*** The input
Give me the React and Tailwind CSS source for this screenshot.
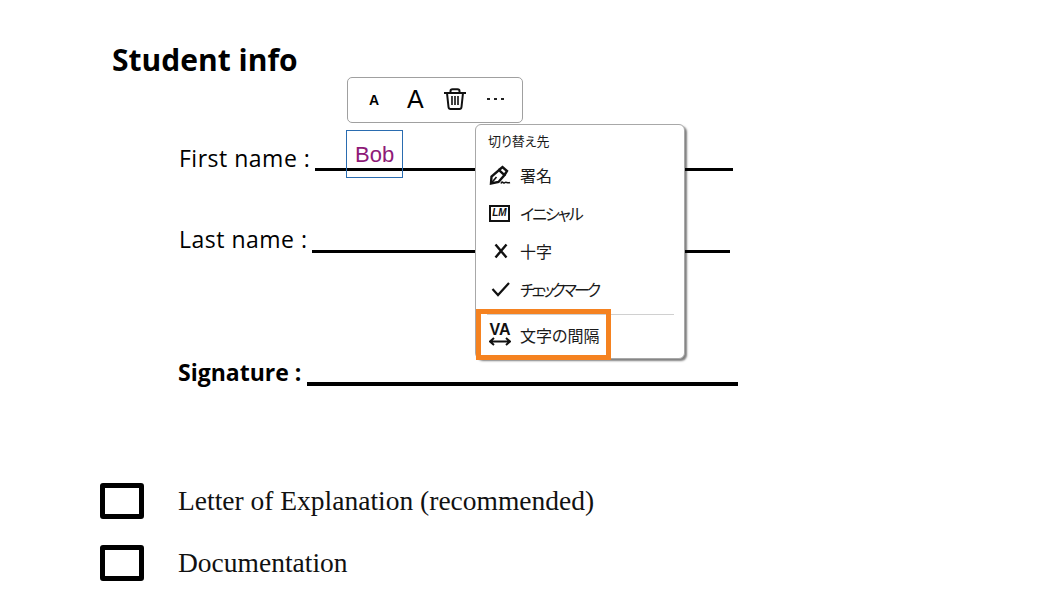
const MenuItem = ({ icon, label, className = '', textClass = '' }) => (
    <div className={`flex items-center h-[38px] pl-[13px] ${className}`}>
        <div className="w-[31px] flex items-center">{icon}</div>
        <span className={`text-[16px] text-[#1a1a1a] [font-feature-settings:'palt'] ${textClass}`}>{label}</span>
    </div>
);

const FormRow = ({ label, lineWidth, lineClass, bold, className }) => (
    <div className={`flex items-end ${className}`}>
        <span className={`text-[23px] leading-[32px] text-black whitespace-nowrap ${bold ? 'font-bold -ml-px' : 'tracking-[0.5px]'}`}>{label}</span>
        <div className={`bg-black ${lineClass}`} style={{ width: lineWidth }} />
    </div>
);

const Checkbox = ({ label, className }) => (
    <div className={`flex items-center ${className}`}>
        <div className="w-[44px] h-[36px] border-[5px] border-black rounded-[3px]" />
        <span className="ml-[34px] text-[27.5px] leading-[36px] text-[#111] font-['Liberation_Serif',serif]">{label}</span>
    </div>
);

export default function App() {
    return (
        <div className="relative w-[1058px] h-[598px] overflow-hidden bg-white font-['Open_Sans','Noto_Sans_CJK_JP',sans-serif]">
            <div className="pt-[39px] pl-[112px]">
                <h1 className="text-[30px] leading-[41px] font-bold text-black">Student info</h1>
            </div>
            <div className="pl-[179px]">
                <FormRow label="First name :" lineWidth={418} lineClass="ml-[5px] h-[3px] mb-[3px]" className="mt-[62px]" />
                <FormRow label="Last name :" lineWidth={418} lineClass="ml-[4px] h-[3px] mb-[2px]" className="mt-[49px]" />
                <FormRow label="Signature :" lineWidth={431} lineClass="ml-[6px] h-[4px] mb-[2px]" bold className="mt-[101px]" />
            </div>
            <div className="pl-[100px]">
                <Checkbox label="Letter of Explanation (recommended)" className="mt-[95px]" />
                <Checkbox label="Documentation" className="mt-[26px]" />
            </div>

            {/* Toolbar */}
            <div className="absolute left-[347px] top-[77px] w-[176px] h-[46px] bg-white border border-[#a0a0a0] rounded-[5px] text-black font-['Liberation_Sans',sans-serif]">
                <span className="absolute left-[21px] top-[14px] text-[14px] leading-[16px] font-bold">A</span>
                <span className="absolute left-[59px] top-[6px] text-[25px] leading-[30px]">A</span>
                <svg className="absolute left-[96px] top-[10px]" width="22" height="22" viewBox="0 0 22 22" fill="none" stroke="#111" strokeWidth="2">
                    <path d="M0 5 H22" />
                    <path d="M6.5 5 V3 Q6.5 1.2 8.5 1.2 H13.5 Q15.5 1.2 15.5 3 V5" />
                    <path d="M3 5 L4.5 19 Q4.7 21 6.5 21 H15.5 Q17.3 21 17.5 19 L19 5" />
                    <path d="M8 8 V17 M11 8 V17 M14 8 V17" strokeWidth="1.6" />
                </svg>
                <span className="absolute left-[139px] top-[20px] flex gap-[4px]">
                    <i className="w-[3px] h-[2px] bg-[#222]" />
                    <i className="w-[3px] h-[2px] bg-[#222]" />
                    <i className="w-[3px] h-[2px] bg-[#222]" />
                </span>
            </div>

            {/* Text field */}
            <div className="absolute left-[346px] top-[130px] w-[57px] h-[48px] border border-[#2a6cb0] pl-[8px] pt-[10px] font-['Liberation_Sans',sans-serif] text-[22px] leading-[28px] text-[#8e1a78]">Bob</div>

            {/* Menu */}
            <div className="absolute left-[475px] top-[124px] w-[210px] h-[235px] bg-white border border-[#a8a8a8] rounded-[6px] shadow-[2px_2px_2px_rgba(0,0,0,0.5)] font-['Noto_Sans_CJK_JP',sans-serif]">
                <div className="pl-[12px] pt-[7px] h-[31px] text-[13px] leading-[18px] text-[#1a1a1a] [font-feature-settings:'palt']">切り替え先</div>
                <MenuItem label="署名" icon={
                    <svg width="22" height="20" viewBox="0 0 22 20" fill="none" stroke="#111" strokeWidth="2.4">
                        <path d="M2 18.5 L2.5 11.5 L10 5 L15.5 10 L9.5 17 Z" />
                        <path d="M10 5 L13.5 2 L18 6 L15.5 10" />
                        <path d="M2 18.5 L7.5 12" strokeWidth="1.6" />
                        <path d="M12 18.5 C13.5 15 14.5 19.5 16 17.5 C17 16.5 18.5 18.5 21 17.5" strokeWidth="1.6" />
                    </svg>
                } />
                <MenuItem label="イニシャル" textClass="tracking-[-2px]" icon={
                    <div className="w-[21px] h-[17px] border-2 border-[#111] flex items-center justify-center text-[10px] leading-none font-bold italic text-[#111] font-['Liberation_Sans',sans-serif]">LM</div>
                } />
                <MenuItem label="十字" icon={
                    <svg width="16" height="16" viewBox="0 0 16 16" fill="none" stroke="#111" strokeWidth="2.4" className="ml-[4px]">
                        <path d="M2.5 1.5 L13.5 14.5 M13.5 1.5 L2.5 14.5" />
                    </svg>
                } />
                <MenuItem label="チェックマーク" textClass="tracking-[-3px]" icon={
                    <svg width="20" height="16" viewBox="0 0 20 16" fill="none" stroke="#111" strokeWidth="2.2" className="ml-[2px]">
                        <path d="M1.5 8 L7 14 L18 2" />
                    </svg>
                } />
                <div className="h-px bg-[#d0d0d0] ml-[11px] mr-[10px] mt-[6px]" />
                <MenuItem label="文字の間隔" className="mt-px" icon={
                    <div className="flex flex-col items-center w-[22px] -mt-[1px]">
                        <span className="text-[16px] leading-[14px] font-bold text-[#111] font-['Liberation_Sans',sans-serif]">VA</span>
                        <svg width="22" height="9" viewBox="0 0 22 9" fill="none" stroke="#111" strokeWidth="2">
                            <path d="M1 4.5 H21 M5 1 L1 4.5 L5 8 M17 1 L21 4.5 L17 8" />
                        </svg>
                    </div>
                } />
            </div>

            {/* Highlight */}
            <div className="absolute left-[476px] top-[309px] w-[135px] h-[51px] border-[5px] border-[#f58220]" />
        </div>
    );
}
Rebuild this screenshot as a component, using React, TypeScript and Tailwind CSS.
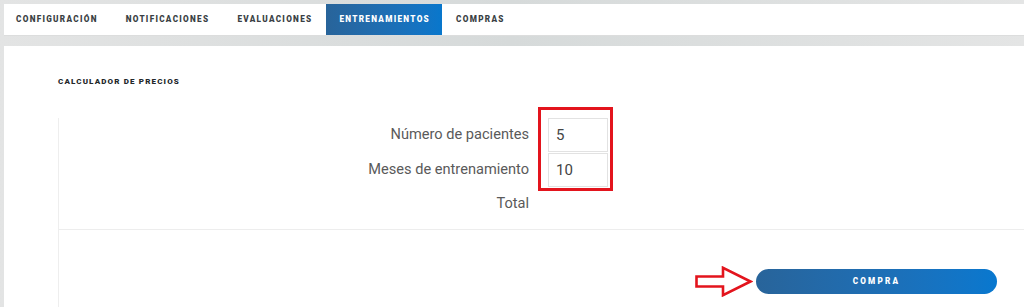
const tabs = ["CONFIGURACIÓN", "NOTIFICACIONES", "EVALUACIONES", "ENTRENAMIENTOS", "COMPRAS"];

const Arrow = () => (
  <svg width="58" height="31" viewBox="0 0 58 31" className="shrink-0">
    <path
      d="M1.5 10.5 H28 V1.8 L55.5 15.5 L28 29.2 V20.5 H1.5 Z"
      fill="white"
      stroke="#e3141d"
      strokeWidth="2.6"
      strokeLinejoin="miter"
    />
  </svg>
);

const App = () => {
  return (
    <div className="w-full h-[307px] overflow-hidden pl-[4px] pt-[4px] bg-gradient-to-r from-[#e3e4e4] via-[#d6dada] to-[#e4e5e5] font-['Roboto',sans-serif]">
      <div className="h-[32px] bg-white border-b border-[#dcdddd] flex items-stretch">
        {tabs.map((t, i) => (
          <div
            key={t}
            className={
              t === "ENTRENAMIENTOS"
                ? "pl-[13px] pr-[12px] flex items-center text-[8.2px] font-black tracking-[1.3px] text-white bg-gradient-to-r from-[#28649a] to-[#0877cc]"
                : i === 0
                ? "pl-[12px] pr-[14px] flex items-center text-[8.2px] font-black tracking-[1.3px] text-[#3a3f44]"
                : "px-[14px] flex items-center text-[8.2px] font-black tracking-[1.3px] text-[#3a3f44]"
            }
          >
            {t}
          </div>
        ))}
      </div>

      <div className="mt-[10px] h-[300px] bg-white pl-[54px] pt-[30px]">
        <p className="text-[8px] font-black tracking-[1.15px] text-[#23272b]">CALCULADOR DE PRECIOS</p>

        <div className="mt-[30px] border-l border-[#eeeeee] rounded-bl-[10px] h-[200px]">
          <div className="relative border-b border-[#ededed] pb-[8px]">
            <div className="flex items-center h-[34px]">
              <div className="w-[470px] text-right text-[14.6px] text-[#5a5a5a]">Número de pacientes</div>
              <div className="ml-[19px] w-[60px] h-[34px] border border-[#e2e2e2] flex items-center pl-[7px] text-[15px] text-[#444]">5</div>
            </div>
            <div className="flex items-center h-[34px] mt-[1px]">
              <div className="w-[470px] text-right text-[14.6px] text-[#5a5a5a]">Meses de entrenamiento</div>
              <div className="ml-[19px] w-[60px] h-[34px] border border-[#e2e2e2] flex items-center pl-[7px] text-[15px] text-[#444]">10</div>
            </div>
            <div className="flex items-center h-[34px]">
              <div className="w-[470px] text-right text-[14.6px] text-[#5a5a5a]">Total</div>
            </div>
            <div className="absolute left-[479px] top-[-11px] w-[75px] h-[84px] border-[3px] border-[#e3141d]" />
          </div>

          <div className="flex items-center pt-[36px] pl-[636px]">
            <Arrow />
            <button className="ml-[3px] w-[241px] h-[25px] rounded-full bg-gradient-to-r from-[#28649a] to-[#0878cf] text-white text-[8.2px] font-black tracking-[2.2px]">
              COMPRA
            </button>
          </div>
        </div>
      </div>
    </div>
  );
};

export default App;
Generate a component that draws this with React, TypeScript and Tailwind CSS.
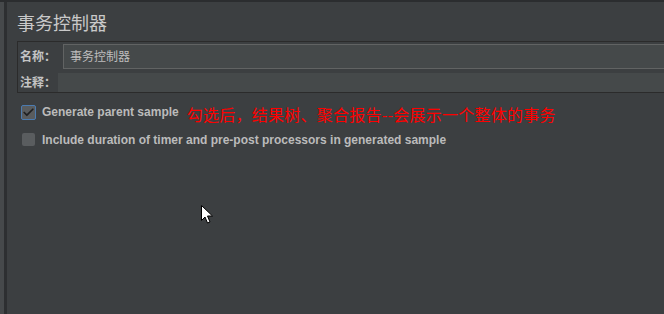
******
▶ Set problem:
Copy all lines in the listing above where the string "React" appears.

▶ Result:
Give me the React and Tailwind CSS source for this screenshot.
Rebuild this screenshot as a component, using React, TypeScript and Tailwind CSS.
Generate a component that draws this with React, TypeScript and Tailwind CSS.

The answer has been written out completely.